Kematian pada lahirnya adalah kehilangan jiwa. Tidak ada kematian kecuali sesudah adanya kehidupan. Adakalanya kematian datang mendadak tanpa didahului gangguan fisik. Misalnya, seorang yang sedang duduk-duduk bersama kawan-kawannya, tiba-tiba dia mati tanpa dipukul atau diganggu tubuhnya oleh orang lain. Inilah yang disebut kematian.
Sedangkan bila kematian itu disebabkan karena tubuhnya diganggu (disakiti), itu yang dinamakan pembunuhan. Di dalam al-Quran, keduanya dipisahkan.
Allah SWT berfirman, “Muhammad itu hanyalah seorang Rasul, sungguh telah berlaku sebelumnya beberapa orang Rasul. Apakah jiwa dia wafat atau dibunuh, kamu berbalik ke belakang (murtad),” (QS. Ali Imran: 144).
Bagi orang yang beriman, kehidupan di dunia ini bukanlah tujuan akhir atau kekal. Karena sebelum manusia menjalani kehidupan, mereka telah diberi pengertian dan kesadaran tentang kematian.
Seperti halnya dalam firman Allah SWT, “Mahasuci Allah yang di tangan-Nya-lah segala kerajaan, dan Dia Mahakuasa atas segala sesuatu. Yang menjadikan mati dan hidup, supaya Dia menguji kamu, siapa di antara kamu yang lebih baik amalnya,” (QS. Al-Mulk: 1-2).
Jadi, Allah telah menerangkan soal kematian sebelum kehidupan. Selama kita menyadari bahwa kematian itu merupakan tujuan hidup, sulit dikatakan perpisahan.

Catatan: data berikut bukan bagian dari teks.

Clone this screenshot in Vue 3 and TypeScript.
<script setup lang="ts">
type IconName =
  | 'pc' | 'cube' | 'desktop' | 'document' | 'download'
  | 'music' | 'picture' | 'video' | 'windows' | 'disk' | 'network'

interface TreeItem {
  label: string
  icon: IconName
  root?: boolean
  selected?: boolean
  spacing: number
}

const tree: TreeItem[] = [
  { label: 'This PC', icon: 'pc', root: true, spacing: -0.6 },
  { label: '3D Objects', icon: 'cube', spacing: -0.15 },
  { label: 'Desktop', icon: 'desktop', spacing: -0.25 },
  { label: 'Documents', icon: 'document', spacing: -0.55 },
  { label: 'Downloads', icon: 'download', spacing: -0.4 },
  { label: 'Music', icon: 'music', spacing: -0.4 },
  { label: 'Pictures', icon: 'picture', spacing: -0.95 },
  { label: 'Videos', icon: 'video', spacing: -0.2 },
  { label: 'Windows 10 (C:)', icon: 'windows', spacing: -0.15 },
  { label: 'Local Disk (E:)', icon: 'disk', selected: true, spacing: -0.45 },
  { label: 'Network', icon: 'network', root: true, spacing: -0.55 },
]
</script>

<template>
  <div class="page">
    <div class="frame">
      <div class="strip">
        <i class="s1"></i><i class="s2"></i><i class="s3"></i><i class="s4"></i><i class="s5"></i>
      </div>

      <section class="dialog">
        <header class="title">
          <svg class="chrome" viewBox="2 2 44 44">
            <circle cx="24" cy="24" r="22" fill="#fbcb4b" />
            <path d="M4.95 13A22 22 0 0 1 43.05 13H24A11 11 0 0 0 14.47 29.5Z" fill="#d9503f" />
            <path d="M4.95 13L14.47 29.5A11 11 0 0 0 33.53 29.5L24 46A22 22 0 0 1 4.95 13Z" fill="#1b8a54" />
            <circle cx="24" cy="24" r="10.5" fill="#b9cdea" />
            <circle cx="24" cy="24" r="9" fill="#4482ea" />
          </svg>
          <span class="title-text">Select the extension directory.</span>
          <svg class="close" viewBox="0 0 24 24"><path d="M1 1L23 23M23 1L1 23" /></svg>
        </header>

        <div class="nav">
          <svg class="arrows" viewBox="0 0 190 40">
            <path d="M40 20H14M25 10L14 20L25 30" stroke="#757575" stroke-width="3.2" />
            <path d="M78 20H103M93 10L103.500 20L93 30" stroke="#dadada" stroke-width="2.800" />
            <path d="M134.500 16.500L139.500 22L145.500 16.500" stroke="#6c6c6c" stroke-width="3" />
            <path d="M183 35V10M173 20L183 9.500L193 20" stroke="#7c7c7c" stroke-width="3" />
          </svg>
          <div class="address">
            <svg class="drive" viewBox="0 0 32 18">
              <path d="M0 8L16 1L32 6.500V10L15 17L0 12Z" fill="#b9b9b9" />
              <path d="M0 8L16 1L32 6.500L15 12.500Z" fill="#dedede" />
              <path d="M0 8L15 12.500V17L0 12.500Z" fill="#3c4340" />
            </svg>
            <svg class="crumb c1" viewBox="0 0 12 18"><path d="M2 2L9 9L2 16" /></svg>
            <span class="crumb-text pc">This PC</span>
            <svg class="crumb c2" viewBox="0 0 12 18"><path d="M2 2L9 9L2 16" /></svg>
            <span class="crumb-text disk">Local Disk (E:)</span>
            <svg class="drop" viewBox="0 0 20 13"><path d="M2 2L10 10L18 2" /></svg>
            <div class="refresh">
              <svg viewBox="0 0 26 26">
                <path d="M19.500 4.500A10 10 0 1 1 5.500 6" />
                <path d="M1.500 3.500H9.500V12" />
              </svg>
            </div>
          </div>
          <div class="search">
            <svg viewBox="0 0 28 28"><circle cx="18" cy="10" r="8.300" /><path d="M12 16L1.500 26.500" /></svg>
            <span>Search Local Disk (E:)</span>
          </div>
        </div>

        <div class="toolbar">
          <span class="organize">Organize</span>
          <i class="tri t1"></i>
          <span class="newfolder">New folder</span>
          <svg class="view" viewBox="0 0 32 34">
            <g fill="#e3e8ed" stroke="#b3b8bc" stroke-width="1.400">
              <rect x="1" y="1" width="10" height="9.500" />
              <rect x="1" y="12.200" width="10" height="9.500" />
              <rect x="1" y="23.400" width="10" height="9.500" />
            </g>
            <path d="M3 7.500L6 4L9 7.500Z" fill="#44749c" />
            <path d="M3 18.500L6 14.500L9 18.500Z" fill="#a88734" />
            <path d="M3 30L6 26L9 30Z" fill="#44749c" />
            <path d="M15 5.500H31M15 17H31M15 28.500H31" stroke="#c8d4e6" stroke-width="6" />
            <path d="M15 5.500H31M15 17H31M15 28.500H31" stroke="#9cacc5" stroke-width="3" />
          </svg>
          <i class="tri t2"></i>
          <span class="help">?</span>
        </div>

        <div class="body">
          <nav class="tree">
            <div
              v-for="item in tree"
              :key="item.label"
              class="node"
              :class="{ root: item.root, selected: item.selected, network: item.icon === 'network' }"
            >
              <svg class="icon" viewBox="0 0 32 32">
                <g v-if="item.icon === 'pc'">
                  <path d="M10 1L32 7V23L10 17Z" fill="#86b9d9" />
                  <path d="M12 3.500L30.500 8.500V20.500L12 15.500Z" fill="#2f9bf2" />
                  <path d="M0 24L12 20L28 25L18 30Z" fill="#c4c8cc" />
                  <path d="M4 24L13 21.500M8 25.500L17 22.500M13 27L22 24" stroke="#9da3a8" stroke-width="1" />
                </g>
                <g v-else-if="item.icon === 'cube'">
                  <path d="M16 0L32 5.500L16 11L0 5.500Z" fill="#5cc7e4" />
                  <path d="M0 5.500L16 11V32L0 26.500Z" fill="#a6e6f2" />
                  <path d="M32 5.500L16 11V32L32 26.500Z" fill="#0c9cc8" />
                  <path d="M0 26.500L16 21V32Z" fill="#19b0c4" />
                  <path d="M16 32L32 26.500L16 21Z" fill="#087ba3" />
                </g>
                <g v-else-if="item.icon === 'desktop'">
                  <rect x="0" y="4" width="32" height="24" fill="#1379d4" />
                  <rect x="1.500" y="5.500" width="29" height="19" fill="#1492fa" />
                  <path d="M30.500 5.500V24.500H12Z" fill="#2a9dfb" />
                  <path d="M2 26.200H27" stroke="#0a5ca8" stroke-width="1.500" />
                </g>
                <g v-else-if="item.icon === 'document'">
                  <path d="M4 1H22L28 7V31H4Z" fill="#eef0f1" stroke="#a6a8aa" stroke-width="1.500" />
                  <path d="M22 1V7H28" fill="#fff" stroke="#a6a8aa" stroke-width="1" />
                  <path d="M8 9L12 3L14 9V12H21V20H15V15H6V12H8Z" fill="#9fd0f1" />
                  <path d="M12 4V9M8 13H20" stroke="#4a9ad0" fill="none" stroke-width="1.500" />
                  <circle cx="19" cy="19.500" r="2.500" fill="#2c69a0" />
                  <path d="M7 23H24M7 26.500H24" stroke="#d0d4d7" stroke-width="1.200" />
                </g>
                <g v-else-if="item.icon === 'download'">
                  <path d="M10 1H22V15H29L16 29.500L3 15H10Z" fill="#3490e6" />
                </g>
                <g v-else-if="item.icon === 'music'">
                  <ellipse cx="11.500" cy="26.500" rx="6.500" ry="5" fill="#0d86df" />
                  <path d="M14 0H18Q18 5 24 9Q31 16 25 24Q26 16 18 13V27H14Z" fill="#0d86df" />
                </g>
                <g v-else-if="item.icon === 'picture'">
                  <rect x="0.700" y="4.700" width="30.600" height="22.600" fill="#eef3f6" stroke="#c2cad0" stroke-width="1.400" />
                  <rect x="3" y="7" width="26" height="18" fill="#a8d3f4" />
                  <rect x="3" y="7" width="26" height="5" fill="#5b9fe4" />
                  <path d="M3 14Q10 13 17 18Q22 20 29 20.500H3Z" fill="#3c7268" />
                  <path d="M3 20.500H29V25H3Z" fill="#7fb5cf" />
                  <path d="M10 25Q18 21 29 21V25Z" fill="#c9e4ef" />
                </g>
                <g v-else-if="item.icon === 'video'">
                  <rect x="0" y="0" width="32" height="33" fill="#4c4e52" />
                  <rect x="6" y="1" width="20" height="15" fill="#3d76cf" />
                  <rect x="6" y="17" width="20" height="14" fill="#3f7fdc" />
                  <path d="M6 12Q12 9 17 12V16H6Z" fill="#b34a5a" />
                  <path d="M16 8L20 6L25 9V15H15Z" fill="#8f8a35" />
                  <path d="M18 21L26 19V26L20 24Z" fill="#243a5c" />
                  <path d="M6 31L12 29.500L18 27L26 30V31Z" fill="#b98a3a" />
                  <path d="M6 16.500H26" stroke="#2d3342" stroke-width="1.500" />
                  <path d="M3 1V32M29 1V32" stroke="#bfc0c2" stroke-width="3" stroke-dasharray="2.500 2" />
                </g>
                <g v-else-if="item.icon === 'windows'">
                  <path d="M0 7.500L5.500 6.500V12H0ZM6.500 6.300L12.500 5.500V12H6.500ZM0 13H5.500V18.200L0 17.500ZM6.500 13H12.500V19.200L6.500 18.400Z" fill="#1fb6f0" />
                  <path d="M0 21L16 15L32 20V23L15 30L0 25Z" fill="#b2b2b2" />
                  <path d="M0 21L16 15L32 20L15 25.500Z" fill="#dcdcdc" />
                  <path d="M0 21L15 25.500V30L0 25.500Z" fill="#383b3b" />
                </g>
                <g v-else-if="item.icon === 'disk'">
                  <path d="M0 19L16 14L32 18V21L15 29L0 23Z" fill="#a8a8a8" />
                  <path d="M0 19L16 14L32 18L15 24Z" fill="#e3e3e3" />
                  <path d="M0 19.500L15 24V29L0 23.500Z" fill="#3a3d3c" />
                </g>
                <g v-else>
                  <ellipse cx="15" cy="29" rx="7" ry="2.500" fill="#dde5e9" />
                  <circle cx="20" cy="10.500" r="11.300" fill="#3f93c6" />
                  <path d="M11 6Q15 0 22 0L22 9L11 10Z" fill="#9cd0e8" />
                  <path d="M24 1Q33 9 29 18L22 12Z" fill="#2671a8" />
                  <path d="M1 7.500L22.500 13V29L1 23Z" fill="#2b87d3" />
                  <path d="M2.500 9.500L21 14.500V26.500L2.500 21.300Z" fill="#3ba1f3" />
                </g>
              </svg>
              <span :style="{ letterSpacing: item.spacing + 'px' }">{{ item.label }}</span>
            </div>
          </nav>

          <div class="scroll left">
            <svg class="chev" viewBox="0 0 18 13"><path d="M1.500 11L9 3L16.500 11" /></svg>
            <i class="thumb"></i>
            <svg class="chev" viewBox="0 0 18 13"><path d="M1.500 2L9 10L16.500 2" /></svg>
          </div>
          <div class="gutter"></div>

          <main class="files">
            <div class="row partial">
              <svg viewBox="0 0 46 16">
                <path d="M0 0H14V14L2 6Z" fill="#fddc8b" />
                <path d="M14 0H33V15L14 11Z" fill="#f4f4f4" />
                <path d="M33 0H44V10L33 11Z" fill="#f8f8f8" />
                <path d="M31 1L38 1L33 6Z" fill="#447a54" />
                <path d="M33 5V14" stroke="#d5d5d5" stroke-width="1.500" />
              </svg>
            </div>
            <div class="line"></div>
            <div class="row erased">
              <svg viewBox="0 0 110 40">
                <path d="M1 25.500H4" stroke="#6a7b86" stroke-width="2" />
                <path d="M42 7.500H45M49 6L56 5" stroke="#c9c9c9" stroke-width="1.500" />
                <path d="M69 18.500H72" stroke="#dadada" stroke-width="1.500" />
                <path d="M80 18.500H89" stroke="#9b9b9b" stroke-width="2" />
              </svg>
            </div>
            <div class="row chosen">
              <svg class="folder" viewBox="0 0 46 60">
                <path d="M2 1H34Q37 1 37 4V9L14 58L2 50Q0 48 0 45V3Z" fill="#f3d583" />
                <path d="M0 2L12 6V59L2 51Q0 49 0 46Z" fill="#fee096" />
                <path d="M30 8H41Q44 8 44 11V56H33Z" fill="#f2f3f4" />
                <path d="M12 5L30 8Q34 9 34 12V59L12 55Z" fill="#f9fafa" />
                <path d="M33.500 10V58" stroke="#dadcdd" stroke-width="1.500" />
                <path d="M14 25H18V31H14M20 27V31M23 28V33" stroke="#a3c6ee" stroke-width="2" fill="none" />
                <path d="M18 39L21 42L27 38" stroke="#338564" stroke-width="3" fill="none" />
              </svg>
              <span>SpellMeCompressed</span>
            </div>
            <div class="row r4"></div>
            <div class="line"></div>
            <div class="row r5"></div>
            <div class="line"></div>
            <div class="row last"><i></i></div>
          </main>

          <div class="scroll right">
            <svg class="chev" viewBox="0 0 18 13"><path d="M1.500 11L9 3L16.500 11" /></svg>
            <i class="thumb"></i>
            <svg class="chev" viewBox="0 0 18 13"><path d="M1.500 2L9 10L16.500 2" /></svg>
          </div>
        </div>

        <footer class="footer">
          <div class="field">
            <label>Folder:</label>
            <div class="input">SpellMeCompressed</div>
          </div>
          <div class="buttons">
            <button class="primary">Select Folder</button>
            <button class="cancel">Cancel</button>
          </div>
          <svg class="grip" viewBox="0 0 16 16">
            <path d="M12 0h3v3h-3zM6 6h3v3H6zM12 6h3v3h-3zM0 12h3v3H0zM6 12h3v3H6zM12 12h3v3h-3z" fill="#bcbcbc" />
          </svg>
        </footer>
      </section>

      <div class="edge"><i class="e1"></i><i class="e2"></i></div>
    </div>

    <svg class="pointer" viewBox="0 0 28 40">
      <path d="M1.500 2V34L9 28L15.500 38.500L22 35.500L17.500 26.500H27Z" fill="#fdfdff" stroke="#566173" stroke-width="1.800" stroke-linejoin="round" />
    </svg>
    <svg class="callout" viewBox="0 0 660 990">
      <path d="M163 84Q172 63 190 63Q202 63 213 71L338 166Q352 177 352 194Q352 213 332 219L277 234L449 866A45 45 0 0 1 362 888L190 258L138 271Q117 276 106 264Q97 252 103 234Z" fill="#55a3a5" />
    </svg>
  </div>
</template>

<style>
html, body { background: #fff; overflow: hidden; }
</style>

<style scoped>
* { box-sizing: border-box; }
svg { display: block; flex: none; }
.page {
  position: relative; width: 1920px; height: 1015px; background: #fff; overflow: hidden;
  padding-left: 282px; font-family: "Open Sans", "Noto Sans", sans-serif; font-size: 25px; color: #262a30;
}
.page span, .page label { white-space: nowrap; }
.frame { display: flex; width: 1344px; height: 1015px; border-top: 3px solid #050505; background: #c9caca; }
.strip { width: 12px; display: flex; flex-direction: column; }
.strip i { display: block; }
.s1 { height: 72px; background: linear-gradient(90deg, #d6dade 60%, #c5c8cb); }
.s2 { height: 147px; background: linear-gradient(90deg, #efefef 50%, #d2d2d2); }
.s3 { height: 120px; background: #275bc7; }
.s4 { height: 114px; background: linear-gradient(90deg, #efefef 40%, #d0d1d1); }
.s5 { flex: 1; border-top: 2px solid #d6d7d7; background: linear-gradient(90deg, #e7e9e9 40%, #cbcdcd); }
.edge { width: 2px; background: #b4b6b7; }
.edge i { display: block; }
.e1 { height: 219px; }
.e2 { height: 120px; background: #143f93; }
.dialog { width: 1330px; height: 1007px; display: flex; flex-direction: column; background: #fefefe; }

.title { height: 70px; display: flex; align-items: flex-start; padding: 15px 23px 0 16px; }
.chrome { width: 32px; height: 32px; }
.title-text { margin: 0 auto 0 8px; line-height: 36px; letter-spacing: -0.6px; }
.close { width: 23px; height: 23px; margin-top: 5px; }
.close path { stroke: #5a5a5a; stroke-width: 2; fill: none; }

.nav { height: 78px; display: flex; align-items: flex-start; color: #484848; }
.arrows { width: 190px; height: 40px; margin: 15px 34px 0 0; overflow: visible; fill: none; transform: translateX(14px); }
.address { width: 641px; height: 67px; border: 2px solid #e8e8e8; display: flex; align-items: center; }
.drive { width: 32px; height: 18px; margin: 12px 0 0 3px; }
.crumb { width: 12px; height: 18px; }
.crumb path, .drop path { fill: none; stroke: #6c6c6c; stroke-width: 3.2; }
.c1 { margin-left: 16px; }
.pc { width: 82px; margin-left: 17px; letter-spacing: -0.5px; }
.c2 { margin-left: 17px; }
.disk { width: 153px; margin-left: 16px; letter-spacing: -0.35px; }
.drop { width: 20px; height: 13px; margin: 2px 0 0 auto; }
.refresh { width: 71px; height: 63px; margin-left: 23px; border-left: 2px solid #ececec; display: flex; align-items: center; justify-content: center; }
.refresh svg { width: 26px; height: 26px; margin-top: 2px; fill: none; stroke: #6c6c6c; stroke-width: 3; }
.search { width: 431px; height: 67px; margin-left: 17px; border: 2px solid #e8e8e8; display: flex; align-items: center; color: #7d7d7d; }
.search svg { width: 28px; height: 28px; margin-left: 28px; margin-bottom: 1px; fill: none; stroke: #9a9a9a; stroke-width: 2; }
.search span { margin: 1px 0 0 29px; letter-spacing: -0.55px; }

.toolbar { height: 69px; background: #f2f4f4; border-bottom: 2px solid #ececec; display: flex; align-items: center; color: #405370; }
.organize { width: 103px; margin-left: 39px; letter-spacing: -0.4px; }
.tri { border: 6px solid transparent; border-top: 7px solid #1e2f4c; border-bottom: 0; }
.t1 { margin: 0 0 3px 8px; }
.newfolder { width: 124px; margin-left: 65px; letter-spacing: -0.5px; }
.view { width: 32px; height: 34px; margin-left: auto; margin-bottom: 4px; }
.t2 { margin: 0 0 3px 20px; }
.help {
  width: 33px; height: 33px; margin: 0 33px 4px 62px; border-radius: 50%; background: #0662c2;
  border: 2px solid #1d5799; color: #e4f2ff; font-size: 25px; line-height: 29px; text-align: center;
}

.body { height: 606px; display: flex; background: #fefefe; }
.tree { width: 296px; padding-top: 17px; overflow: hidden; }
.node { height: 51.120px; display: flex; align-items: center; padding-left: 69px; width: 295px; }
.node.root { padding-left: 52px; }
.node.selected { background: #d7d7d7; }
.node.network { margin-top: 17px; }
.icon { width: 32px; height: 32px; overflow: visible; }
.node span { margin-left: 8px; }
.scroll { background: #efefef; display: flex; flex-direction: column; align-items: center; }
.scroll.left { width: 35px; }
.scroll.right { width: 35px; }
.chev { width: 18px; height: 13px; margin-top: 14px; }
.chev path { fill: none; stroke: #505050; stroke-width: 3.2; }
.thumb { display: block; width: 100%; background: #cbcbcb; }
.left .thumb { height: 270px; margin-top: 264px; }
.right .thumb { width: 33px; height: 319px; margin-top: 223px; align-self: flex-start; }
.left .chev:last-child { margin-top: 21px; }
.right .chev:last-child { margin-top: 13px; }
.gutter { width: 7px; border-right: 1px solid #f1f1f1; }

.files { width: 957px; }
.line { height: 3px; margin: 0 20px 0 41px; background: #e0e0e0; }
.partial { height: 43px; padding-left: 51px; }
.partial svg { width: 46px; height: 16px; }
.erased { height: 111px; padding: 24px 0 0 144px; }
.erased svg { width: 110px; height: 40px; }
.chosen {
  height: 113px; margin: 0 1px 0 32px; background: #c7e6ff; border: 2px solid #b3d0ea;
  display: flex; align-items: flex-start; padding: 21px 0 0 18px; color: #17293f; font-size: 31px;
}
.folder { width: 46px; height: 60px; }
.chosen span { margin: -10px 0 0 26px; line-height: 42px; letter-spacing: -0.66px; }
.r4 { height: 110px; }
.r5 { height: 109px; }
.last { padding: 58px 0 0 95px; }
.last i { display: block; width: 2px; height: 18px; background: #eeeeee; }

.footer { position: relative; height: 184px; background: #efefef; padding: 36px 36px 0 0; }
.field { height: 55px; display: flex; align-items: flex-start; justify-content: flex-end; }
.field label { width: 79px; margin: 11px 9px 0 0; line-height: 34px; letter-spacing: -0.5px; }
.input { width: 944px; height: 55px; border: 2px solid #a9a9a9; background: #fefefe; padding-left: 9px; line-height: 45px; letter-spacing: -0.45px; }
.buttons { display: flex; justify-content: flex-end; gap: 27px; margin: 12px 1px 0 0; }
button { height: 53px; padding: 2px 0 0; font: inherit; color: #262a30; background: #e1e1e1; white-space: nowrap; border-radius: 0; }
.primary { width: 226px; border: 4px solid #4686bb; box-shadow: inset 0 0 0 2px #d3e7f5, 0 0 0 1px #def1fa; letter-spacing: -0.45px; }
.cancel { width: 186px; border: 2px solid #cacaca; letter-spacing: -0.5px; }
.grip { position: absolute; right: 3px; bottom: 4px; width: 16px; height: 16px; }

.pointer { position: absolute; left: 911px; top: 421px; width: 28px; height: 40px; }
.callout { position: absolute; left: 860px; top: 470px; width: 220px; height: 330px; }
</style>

Selama yang mati itu orang yang kita sayangi, kitalah yang berpisah darinya, jadi perpisahan bukanlah suatu musibah. Kalau orang yang berpisah itu dapat berlaku sabar, dia akan memperoleh pahala. Bila tidak, lalu ia mengerjakan hal-hal yang dilarang agama, perbuatan itulah yang dinamakan musibah karena telah merugikan dirinya. [Sumber: Anda Bertanya Islam Menjawab/Karya: Prof. Dr. M. Mutawalli asy-Sya’rawi/Penerbit: Gema Insani Jakarta (2007)]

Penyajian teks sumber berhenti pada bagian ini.